▼▼▼
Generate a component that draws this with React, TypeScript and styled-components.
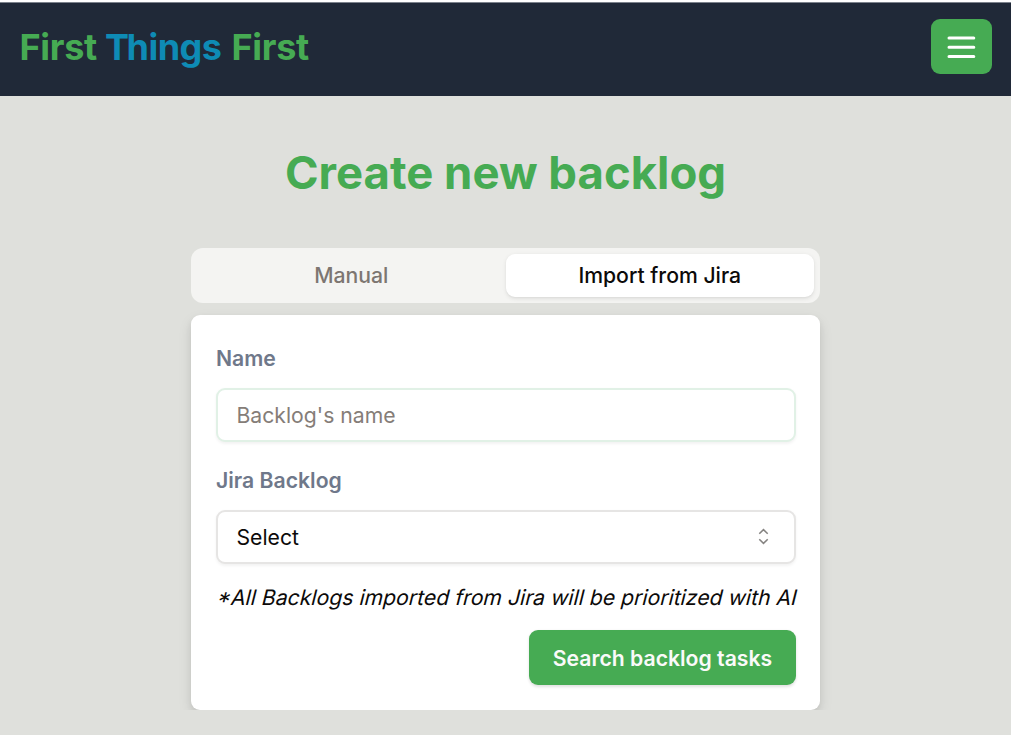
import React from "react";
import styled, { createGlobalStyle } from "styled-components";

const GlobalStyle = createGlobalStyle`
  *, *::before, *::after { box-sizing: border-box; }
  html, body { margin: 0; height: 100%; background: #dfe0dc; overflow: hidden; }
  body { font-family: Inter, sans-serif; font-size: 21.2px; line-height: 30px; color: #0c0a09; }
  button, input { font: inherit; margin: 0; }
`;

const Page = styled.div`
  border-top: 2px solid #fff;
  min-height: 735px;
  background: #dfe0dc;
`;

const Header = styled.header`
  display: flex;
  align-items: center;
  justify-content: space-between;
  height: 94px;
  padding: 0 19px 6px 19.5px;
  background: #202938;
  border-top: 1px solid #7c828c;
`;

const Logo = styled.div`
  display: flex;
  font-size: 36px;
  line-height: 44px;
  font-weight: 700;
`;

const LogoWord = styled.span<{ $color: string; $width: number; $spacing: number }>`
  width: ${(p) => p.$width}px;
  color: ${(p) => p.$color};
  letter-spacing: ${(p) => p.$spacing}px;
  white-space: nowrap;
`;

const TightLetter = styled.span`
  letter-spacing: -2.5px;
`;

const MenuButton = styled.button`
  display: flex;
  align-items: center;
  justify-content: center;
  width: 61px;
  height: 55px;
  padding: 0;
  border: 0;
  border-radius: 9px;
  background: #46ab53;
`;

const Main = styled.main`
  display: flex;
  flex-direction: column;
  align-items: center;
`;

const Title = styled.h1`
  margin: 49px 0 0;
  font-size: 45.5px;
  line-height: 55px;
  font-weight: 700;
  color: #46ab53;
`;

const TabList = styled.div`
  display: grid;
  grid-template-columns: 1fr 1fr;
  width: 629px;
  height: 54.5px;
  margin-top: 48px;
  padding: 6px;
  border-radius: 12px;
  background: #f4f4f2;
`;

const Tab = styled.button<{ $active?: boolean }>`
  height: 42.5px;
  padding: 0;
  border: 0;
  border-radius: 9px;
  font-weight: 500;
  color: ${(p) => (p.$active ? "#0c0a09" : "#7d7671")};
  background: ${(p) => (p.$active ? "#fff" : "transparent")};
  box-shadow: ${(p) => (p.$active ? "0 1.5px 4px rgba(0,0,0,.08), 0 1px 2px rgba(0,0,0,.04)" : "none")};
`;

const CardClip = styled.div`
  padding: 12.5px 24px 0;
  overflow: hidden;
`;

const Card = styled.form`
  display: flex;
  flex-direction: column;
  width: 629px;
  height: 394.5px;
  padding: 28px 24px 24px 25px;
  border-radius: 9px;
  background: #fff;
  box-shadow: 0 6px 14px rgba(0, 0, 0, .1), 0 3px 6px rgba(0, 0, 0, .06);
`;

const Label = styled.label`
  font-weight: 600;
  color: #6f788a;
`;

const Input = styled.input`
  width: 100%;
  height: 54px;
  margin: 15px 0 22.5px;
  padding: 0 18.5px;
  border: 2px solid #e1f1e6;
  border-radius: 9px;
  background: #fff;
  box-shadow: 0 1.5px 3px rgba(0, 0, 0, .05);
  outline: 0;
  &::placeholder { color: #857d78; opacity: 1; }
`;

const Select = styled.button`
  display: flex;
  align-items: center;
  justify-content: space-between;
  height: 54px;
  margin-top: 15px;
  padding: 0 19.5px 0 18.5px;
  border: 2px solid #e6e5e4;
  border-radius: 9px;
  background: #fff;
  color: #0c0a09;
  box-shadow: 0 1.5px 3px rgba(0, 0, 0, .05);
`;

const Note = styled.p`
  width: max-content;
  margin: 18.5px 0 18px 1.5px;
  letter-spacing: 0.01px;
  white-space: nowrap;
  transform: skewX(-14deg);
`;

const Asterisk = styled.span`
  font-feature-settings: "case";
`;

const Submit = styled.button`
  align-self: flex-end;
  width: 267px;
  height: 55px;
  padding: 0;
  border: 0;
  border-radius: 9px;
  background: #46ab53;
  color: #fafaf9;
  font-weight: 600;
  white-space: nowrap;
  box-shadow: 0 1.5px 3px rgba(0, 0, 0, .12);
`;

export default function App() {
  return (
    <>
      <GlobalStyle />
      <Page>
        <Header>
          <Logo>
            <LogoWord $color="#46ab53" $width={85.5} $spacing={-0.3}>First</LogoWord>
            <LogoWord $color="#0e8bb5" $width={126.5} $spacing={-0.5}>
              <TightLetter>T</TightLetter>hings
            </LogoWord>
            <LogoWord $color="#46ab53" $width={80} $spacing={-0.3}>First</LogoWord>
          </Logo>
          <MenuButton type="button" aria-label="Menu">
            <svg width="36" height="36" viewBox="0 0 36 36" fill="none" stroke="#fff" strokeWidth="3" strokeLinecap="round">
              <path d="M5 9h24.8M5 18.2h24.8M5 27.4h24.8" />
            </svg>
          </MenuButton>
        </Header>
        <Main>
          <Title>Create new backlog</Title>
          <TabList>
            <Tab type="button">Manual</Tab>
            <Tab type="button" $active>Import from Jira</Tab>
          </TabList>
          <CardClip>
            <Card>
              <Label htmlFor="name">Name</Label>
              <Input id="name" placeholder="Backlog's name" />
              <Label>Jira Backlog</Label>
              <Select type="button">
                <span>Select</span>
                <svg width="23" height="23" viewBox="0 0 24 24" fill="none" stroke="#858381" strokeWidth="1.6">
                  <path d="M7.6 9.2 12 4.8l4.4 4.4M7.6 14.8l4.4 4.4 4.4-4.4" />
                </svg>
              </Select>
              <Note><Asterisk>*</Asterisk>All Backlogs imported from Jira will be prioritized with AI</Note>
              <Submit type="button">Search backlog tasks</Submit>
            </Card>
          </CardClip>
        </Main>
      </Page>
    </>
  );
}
▲▲▲
**EXERCISE**.
Search the preceding listing for "components" and extract every line where it is found.

**FULL SOLUTION**.
Generate a component that draws this with React, TypeScript and styled-components.
import styled, { createGlobalStyle } from "styled-components";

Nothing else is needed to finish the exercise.